Shopify heads into its May 5 Q1 earnings print carrying a 30% surge in short interest over five days — its most charged pre-earnings setup in months.
The positioning story is the headline this week. Short interest climbed from roughly 1.2% of free float on April 23 to just under 1.6% by April 29 — a sharp rebuild that stands out against an otherwise loose borrow market. Availability remains ample, with shares available to borrow far exceeding current short demand. Cost to borrow is low at 0.32% APR, down sharply from a mid-week spike to 0.61% on April 28 — suggesting the surge in shorts reflects a tactical view rather than a borrow-squeeze dynamic. That said, the ORTEX short score edged up to 29.5 this week, having jumped from around 28 earlier in April, placing the stock in the 78th percentile for short score rank. The short build is not alarming in absolute terms — this is still a lightly shorted name — but the pace and timing, right ahead of a print where the stock fell 13% on the day last quarter, is worth watching.

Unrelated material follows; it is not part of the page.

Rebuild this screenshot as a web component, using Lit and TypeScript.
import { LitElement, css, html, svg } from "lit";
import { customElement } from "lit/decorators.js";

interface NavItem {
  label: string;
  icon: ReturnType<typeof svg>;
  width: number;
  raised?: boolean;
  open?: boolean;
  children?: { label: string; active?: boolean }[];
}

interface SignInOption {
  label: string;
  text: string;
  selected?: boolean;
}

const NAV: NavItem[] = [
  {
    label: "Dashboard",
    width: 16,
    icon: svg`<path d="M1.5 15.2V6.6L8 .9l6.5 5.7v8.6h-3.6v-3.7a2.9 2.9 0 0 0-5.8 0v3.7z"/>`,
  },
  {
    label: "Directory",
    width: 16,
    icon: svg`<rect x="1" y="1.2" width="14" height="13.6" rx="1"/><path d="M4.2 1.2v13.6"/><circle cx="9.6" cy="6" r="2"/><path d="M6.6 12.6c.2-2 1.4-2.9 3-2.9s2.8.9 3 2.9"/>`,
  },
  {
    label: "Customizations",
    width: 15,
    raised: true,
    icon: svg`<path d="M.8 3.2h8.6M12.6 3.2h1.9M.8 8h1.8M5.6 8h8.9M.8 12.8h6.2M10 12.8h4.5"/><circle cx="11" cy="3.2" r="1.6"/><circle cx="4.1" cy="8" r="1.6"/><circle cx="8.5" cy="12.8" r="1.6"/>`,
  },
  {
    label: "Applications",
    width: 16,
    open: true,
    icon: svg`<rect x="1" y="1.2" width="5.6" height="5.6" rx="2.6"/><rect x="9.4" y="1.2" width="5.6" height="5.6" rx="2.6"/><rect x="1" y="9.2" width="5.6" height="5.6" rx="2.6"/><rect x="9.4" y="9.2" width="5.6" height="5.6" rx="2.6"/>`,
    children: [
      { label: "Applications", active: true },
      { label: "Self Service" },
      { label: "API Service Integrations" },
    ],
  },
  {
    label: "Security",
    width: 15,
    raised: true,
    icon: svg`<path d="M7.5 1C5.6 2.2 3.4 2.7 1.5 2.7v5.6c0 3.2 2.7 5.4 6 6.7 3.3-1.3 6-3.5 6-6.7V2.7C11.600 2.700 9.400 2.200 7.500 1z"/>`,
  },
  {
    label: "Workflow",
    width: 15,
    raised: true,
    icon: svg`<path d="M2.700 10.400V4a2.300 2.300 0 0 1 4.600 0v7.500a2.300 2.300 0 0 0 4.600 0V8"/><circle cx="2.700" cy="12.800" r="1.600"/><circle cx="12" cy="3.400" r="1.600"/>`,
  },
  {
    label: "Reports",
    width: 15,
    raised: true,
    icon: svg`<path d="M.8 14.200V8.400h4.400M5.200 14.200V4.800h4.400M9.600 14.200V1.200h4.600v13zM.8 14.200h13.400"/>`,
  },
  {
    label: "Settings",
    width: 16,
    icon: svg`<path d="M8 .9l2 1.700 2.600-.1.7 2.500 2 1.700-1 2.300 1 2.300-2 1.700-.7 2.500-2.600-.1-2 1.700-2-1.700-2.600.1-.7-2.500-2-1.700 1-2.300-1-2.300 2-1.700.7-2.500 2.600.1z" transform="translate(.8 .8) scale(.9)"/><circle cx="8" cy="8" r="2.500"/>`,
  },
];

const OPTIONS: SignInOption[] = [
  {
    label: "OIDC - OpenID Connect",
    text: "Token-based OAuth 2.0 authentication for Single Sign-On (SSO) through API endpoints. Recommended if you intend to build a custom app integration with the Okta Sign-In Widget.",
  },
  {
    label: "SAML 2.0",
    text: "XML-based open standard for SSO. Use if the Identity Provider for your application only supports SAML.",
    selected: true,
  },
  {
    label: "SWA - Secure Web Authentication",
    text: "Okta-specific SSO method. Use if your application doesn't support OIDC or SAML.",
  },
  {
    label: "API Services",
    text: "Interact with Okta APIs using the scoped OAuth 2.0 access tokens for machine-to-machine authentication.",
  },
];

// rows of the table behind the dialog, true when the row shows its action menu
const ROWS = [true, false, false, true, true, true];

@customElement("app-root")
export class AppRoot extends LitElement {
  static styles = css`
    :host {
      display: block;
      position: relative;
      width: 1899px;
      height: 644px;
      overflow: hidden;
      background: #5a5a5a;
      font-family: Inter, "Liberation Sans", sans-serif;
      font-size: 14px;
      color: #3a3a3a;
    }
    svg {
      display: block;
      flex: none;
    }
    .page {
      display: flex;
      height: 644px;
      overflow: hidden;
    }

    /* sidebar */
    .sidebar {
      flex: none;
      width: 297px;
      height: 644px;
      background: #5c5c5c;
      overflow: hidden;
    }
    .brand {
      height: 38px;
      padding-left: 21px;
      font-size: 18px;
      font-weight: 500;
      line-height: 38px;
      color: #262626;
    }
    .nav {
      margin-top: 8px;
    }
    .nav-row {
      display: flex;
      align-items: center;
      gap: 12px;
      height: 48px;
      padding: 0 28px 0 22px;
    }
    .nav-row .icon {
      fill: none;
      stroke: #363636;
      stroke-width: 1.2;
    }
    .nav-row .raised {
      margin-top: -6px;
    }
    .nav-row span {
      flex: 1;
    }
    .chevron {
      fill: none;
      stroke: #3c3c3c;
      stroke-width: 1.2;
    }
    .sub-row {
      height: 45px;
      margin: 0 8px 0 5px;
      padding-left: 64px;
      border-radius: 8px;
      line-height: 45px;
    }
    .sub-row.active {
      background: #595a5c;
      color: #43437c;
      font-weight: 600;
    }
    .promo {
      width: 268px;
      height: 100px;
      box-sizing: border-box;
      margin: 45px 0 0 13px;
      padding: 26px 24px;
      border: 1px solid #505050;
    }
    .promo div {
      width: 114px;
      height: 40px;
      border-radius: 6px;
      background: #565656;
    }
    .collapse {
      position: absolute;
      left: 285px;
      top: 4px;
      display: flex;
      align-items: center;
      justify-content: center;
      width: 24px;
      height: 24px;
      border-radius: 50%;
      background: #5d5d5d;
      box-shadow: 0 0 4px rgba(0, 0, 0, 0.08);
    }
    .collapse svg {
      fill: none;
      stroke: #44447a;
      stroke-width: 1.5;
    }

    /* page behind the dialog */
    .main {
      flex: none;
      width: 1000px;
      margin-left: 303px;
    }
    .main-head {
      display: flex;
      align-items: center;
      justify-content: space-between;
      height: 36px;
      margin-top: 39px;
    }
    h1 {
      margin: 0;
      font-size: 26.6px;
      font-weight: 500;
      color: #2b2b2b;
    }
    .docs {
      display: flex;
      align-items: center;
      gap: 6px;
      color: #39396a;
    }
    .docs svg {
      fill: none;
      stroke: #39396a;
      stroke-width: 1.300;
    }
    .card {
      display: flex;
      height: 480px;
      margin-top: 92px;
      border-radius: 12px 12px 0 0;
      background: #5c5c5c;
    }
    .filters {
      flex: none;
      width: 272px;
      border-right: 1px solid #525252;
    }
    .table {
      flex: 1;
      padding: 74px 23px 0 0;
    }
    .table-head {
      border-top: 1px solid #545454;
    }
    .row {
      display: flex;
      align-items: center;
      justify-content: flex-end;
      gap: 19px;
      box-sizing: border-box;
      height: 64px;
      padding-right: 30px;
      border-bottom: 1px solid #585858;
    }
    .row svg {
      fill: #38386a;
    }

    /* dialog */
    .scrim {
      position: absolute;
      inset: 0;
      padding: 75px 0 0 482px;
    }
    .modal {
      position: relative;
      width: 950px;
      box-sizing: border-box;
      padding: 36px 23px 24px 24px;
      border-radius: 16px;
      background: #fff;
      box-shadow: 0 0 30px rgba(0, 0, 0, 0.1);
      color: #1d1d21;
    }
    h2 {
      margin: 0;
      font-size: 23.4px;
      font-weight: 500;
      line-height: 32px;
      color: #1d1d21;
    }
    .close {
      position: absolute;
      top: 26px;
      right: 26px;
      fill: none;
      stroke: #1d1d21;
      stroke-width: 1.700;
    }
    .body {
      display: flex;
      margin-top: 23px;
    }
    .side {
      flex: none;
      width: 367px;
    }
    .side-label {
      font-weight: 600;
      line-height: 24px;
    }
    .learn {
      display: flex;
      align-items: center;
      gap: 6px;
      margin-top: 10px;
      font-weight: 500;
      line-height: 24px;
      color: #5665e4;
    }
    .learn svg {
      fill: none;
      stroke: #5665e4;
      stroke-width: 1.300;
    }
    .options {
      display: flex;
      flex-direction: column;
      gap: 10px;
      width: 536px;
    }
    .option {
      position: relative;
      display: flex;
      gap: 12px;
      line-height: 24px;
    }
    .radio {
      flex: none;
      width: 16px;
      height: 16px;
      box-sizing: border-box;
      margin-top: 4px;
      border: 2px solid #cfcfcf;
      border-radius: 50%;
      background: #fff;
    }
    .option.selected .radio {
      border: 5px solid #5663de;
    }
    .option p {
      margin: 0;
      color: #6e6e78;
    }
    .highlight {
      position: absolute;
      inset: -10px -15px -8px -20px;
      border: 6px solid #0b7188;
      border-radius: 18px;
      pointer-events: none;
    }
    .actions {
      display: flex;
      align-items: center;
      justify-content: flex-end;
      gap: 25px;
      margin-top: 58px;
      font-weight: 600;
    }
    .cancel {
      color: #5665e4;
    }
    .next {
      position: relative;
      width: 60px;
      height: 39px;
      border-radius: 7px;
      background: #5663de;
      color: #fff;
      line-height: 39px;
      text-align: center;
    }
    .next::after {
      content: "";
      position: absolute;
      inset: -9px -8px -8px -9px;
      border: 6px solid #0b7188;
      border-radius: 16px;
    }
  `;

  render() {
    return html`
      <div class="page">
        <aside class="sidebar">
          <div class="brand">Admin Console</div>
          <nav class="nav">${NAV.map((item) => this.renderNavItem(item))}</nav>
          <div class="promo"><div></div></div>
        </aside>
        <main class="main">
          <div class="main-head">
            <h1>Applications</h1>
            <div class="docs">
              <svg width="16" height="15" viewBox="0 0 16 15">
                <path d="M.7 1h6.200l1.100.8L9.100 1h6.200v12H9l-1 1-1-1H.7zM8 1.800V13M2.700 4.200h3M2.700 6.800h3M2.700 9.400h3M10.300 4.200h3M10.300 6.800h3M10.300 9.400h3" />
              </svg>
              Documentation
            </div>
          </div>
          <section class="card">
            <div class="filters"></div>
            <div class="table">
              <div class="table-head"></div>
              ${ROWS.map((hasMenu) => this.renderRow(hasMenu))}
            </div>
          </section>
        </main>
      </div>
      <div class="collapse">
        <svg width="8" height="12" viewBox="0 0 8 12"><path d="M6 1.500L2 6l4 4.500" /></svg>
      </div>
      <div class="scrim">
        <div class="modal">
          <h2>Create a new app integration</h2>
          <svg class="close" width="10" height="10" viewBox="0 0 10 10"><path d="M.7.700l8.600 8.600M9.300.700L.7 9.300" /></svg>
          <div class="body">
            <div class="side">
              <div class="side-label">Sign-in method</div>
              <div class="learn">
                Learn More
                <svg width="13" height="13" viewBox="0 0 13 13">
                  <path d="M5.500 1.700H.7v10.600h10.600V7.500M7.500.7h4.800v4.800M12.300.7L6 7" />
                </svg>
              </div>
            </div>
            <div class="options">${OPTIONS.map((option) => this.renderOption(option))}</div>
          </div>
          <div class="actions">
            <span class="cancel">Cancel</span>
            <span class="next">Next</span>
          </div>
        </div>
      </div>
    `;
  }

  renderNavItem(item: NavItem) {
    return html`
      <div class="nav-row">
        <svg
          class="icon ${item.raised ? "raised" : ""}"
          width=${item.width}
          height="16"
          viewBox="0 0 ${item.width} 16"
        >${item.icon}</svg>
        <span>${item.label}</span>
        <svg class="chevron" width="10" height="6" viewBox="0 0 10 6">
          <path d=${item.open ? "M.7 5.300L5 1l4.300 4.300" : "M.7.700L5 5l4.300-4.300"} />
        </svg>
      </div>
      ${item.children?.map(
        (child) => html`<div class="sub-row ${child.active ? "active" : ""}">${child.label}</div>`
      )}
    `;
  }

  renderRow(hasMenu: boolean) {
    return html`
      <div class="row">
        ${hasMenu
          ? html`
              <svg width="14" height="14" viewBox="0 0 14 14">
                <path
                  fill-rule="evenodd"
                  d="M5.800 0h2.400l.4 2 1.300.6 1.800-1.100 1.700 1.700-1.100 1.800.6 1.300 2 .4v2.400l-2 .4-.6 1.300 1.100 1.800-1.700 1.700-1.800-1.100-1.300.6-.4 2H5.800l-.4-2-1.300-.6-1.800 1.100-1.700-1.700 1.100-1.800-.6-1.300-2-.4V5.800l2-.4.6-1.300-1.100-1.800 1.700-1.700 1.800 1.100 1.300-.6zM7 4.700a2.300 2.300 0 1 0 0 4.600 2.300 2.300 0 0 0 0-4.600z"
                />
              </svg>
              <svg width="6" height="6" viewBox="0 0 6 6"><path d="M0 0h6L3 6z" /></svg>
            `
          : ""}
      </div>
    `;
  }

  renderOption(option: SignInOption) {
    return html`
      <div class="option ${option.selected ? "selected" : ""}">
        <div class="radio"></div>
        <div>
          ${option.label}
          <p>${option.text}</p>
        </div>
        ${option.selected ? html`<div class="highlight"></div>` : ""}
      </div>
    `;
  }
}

Options traders are not sounding the alarm. The put/call ratio dipped to 0.69, modestly below its 20-day average of 0.71 and about 0.85 standard deviations below the mean — a mildly call-skewed read. That's a meaningful contrast to the short-side rebuild. It sits well off its 52-week high of 1.10, meaning the options market is not pricing in the same level of defensiveness that some short sellers appear to be taking on. The divergence is worth noting: shorts are adding, options are relatively relaxed. Neither signal is extreme.
The Street remains broadly constructive but is pulling back targets. Citigroup's Tyler Radke — one of the more active voices on the name — trimmed his target to $163 from $172 on April 28, just days before earnings, while maintaining a Buy. Wells Fargo cut to $166 from $191 in early April, also keeping Overweight. The consensus mean target is $159.50, against a current price of $121.26 — implying roughly 31% upside on paper. The bulls point to Shopify's scalable payments infrastructure and AI-driven merchant expansion. The bears flag tariff exposure, SMB merchant churn risk in a slowing macro, and stiff competition. Valuation is not cheap: EV/EBITDA at 50x and P/E at 61x leave little room for execution misses. EPS surprise has been strong — 77th percentile — but forward earnings momentum is only middling at the 53rd-56th percentile range.
On the ownership side, CEO and founder Tobias Lütke remains the second-largest holder at 6.1% of shares, having trimmed by 324,000 shares in the most recent reported period. More relevant this week: CFO Jeff Hoffmeister sold 1,964 shares on April 28 at $123.51, alongside routine awards and sales from the COO. The values are small — Hoffmeister's transaction came to roughly $242,000 — and the trade significance scores are all at the minimum level, suggesting these are plan-driven rather than discretionary. Among institutional holders, Capital Research remains the largest external holder at 6.9%, adding 625,000 shares in Q1. Vanguard, Fidelity, and BlackRock all added marginally. No major holder appears to be cutting meaningfully.
The last earnings print sets the stakes. Shopify fell 13% the day Q4 results hit in February, with a modest recovery of roughly 9 points over the following five days. The stock is now down 8% on the week at $121.26, with peers similarly under pressure — IBM fell 9.8% over the same period, while CMRC dropped 10%. What to watch on May 5 is whether guidance language on tariff impact and merchant GMV momentum either validates the short rebuild or provides the catalyst to unwind it.